# [Problem requirements]
Copy each line exactly. Drop every picture.

# [Given data]
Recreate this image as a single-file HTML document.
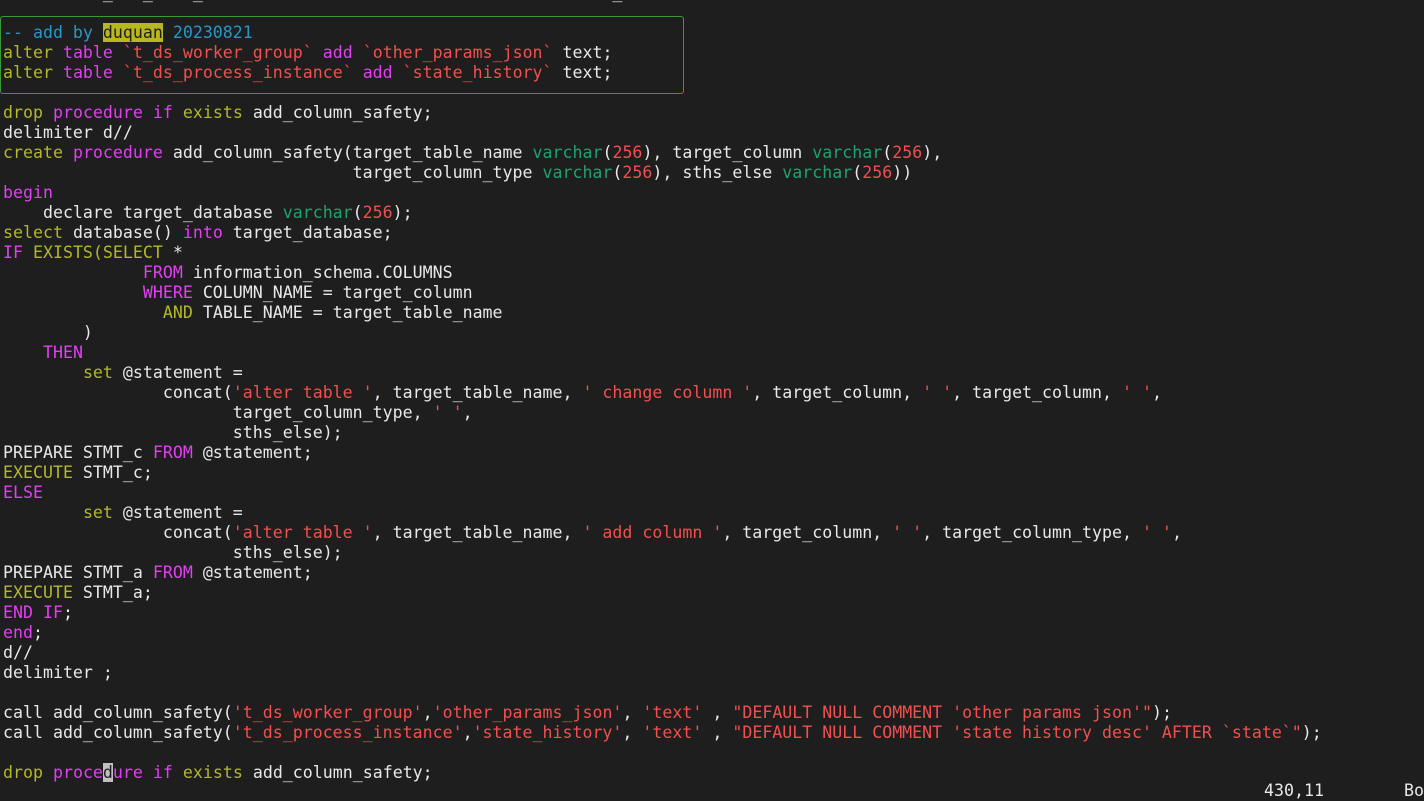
<!DOCTYPE html>
<html><head><meta charset="utf-8"><style>
html,body{margin:0;padding:0;background:#1e1e1e;width:1424px;height:792px;overflow:hidden}
pre{position:absolute;left:3px;top:-17px;margin:0;font-family:"DejaVu Sans Mono","Liberation Mono",monospace;font-size:16.6px;line-height:20px;color:#e8e8e8;white-space:pre}
.k{color:#b3b82a}.p{color:#e040f0}.s{color:#f05050}.t{color:#20a070}.c{color:#2a96c8}
.h{background:#b8b81e;color:#1e1e1e}.cur{background:#c0c0c0;color:#1e1e1e}
#box{position:absolute;left:0;top:16px;width:684px;height:78px;border:1px solid #3a9a3a;border-radius:3px;box-sizing:border-box}
.st{position:absolute;top:781px;font-family:"DejaVu Sans Mono",monospace;font-size:16.6px;color:#e8e8e8;line-height:20px}
</style></head><body>
<div id="box"></div>
<pre>          _   _    _                                         _              )

<span class="c">-- add by <span class="h">duquan</span> 20230821</span>
<span class="k">alter</span> <span class="p">table</span> <span class="s">`t_ds_worker_group`</span> <span class="p">add</span> <span class="s">`other_params_json`</span> text;
<span class="k">alter</span> <span class="p">table</span> <span class="s">`t_ds_process_instance`</span> <span class="p">add</span> <span class="s">`state_history`</span> text;

<span class="k">drop</span> <span class="p">procedure</span> <span class="p">if</span> <span class="k">exists</span> add_column_safety;
delimiter d//
<span class="k">create</span> <span class="p">procedure</span> add_column_safety(target_table_name <span class="t">varchar</span>(<span class="s">256</span>), target_column <span class="t">varchar</span>(<span class="s">256</span>),
                                   target_column_type <span class="t">varchar</span>(<span class="s">256</span>), sths_else <span class="t">varchar</span>(<span class="s">256</span>))
<span class="p">begin</span>
    declare target_database <span class="t">varchar</span>(<span class="s">256</span>);
<span class="k">select</span> database() <span class="p">into</span> target_database;
<span class="p">IF</span> <span class="k">EXISTS(SELECT</span> *
              <span class="p">FROM</span> information_schema.COLUMNS
              <span class="p">WHERE</span> COLUMN_NAME = target_column
                <span class="k">AND</span> TABLE_NAME = target_table_name
        )
    <span class="p">THEN</span>
        <span class="k">set</span> @statement =
                concat(<span class="s">'alter table '</span>, target_table_name, <span class="s">' change column '</span>, target_column, <span class="s">' '</span>, target_column, <span class="s">' '</span>,
                       target_column_type, <span class="s">' '</span>,
                       sths_else);
PREPARE STMT_c <span class="p">FROM</span> @statement;
<span class="k">EXECUTE</span> STMT_c;
<span class="p">ELSE</span>
        <span class="k">set</span> @statement =
                concat(<span class="s">'alter table '</span>, target_table_name, <span class="s">' add column '</span>, target_column, <span class="s">' '</span>, target_column_type, <span class="s">' '</span>,
                       sths_else);
PREPARE STMT_a <span class="p">FROM</span> @statement;
<span class="k">EXECUTE</span> STMT_a;
<span class="p">END IF</span>;
<span class="p">end</span>;
d//
delimiter ;

call add_column_safety(<span class="s">'t_ds_worker_group'</span>,<span class="s">'other_params_json'</span>, <span class="s">'text'</span> , <span class="s">"DEFAULT NULL COMMENT 'other params json'"</span>);
call add_column_safety(<span class="s">'t_ds_process_instance'</span>,<span class="s">'state_history'</span>, <span class="s">'text'</span> , <span class="s">"DEFAULT NULL COMMENT 'state history desc' AFTER `state`"</span>);

<span class="k">drop</span> <span class="p">proce<span class="cur">d</span>ure</span> <span class="p">if</span> <span class="k">exists</span> add_column_safety;</pre>
<div class="st" style="left:1264px">430,11</div>
<div class="st" style="left:1404px">Bo</div>
</body></html>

# [Correct result]
Recreate this image as a single-file HTML document.
<!DOCTYPE html>
<html><head><meta charset="utf-8"><style>
html,body{margin:0;padding:0;background:#1e1e1e;width:1424px;height:792px;overflow:hidden}
pre{position:absolute;left:3px;top:-17px;margin:0;font-family:"DejaVu Sans Mono","Liberation Mono",monospace;font-size:16.6px;line-height:20px;color:#e8e8e8;white-space:pre}
.k{color:#b3b82a}.p{color:#e040f0}.s{color:#f05050}.t{color:#20a070}.c{color:#2a96c8}
.h{background:#b8b81e;color:#1e1e1e}.cur{background:#c0c0c0;color:#1e1e1e}
#box{position:absolute;left:0;top:16px;width:684px;height:78px;border:1px solid #3a9a3a;border-radius:3px;box-sizing:border-box}
.st{position:absolute;top:781px;font-family:"DejaVu Sans Mono",monospace;font-size:16.6px;color:#e8e8e8;line-height:20px}
</style></head><body>
<div id="box"></div>
<pre>          _   _    _                                         _              )

<span class="c">-- add by <span class="h">duquan</span> 20230821</span>
<span class="k">alter</span> <span class="p">table</span> <span class="s">`t_ds_worker_group`</span> <span class="p">add</span> <span class="s">`other_params_json`</span> text;
<span class="k">alter</span> <span class="p">table</span> <span class="s">`t_ds_process_instance`</span> <span class="p">add</span> <span class="s">`state_history`</span> text;

<span class="k">drop</span> <span class="p">procedure</span> <span class="p">if</span> <span class="k">exists</span> add_column_safety;
delimiter d//
<span class="k">create</span> <span class="p">procedure</span> add_column_safety(target_table_name <span class="t">varchar</span>(<span class="s">256</span>), target_column <span class="t">varchar</span>(<span class="s">256</span>),
                                   target_column_type <span class="t">varchar</span>(<span class="s">256</span>), sths_else <span class="t">varchar</span>(<span class="s">256</span>))
<span class="p">begin</span>
    declare target_database <span class="t">varchar</span>(<span class="s">256</span>);
<span class="k">select</span> database() <span class="p">into</span> target_database;
<span class="p">IF</span> <span class="k">EXISTS(SELECT</span> *
              <span class="p">FROM</span> information_schema.COLUMNS
              <span class="p">WHERE</span> COLUMN_NAME = target_column
                <span class="k">AND</span> TABLE_NAME = target_table_name
        )
    <span class="p">THEN</span>
        <span class="k">set</span> @statement =
                concat(<span class="s">'alter table '</span>, target_table_name, <span class="s">' change column '</span>, target_column, <span class="s">' '</span>, target_column, <span class="s">' '</span>,
                       target_column_type, <span class="s">' '</span>,
                       sths_else);
PREPARE STMT_c <span class="p">FROM</span> @statement;
<span class="k">EXECUTE</span> STMT_c;
<span class="p">ELSE</span>
        <span class="k">set</span> @statement =
                concat(<span class="s">'alter table '</span>, target_table_name, <span class="s">' add column '</span>, target_column, <span class="s">' '</span>, target_column_type, <span class="s">' '</span>,
                       sths_else);
PREPARE STMT_a <span class="p">FROM</span> @statement;
<span class="k">EXECUTE</span> STMT_a;
<span class="p">END IF</span>;
<span class="p">end</span>;
d//
delimiter ;

call add_column_safety(<span class="s">'t_ds_worker_group'</span>,<span class="s">'other_params_json'</span>, <span class="s">'text'</span> , <span class="s">"DEFAULT NULL COMMENT 'other params json'"</span>);
call add_column_safety(<span class="s">'t_ds_process_instance'</span>,<span class="s">'state_history'</span>, <span class="s">'text'</span> , <span class="s">"DEFAULT NULL COMMENT 'state history desc' AFTER `state`"</span>);

<span class="k">drop</span> <span class="p">proce<span class="cur">d</span>ure</span> <span class="p">if</span> <span class="k">exists</span> add_column_safety;</pre>
<div class="st" style="left:1264px">430,11</div>
<div class="st" style="left:1404px">Bo</div>
</body></html>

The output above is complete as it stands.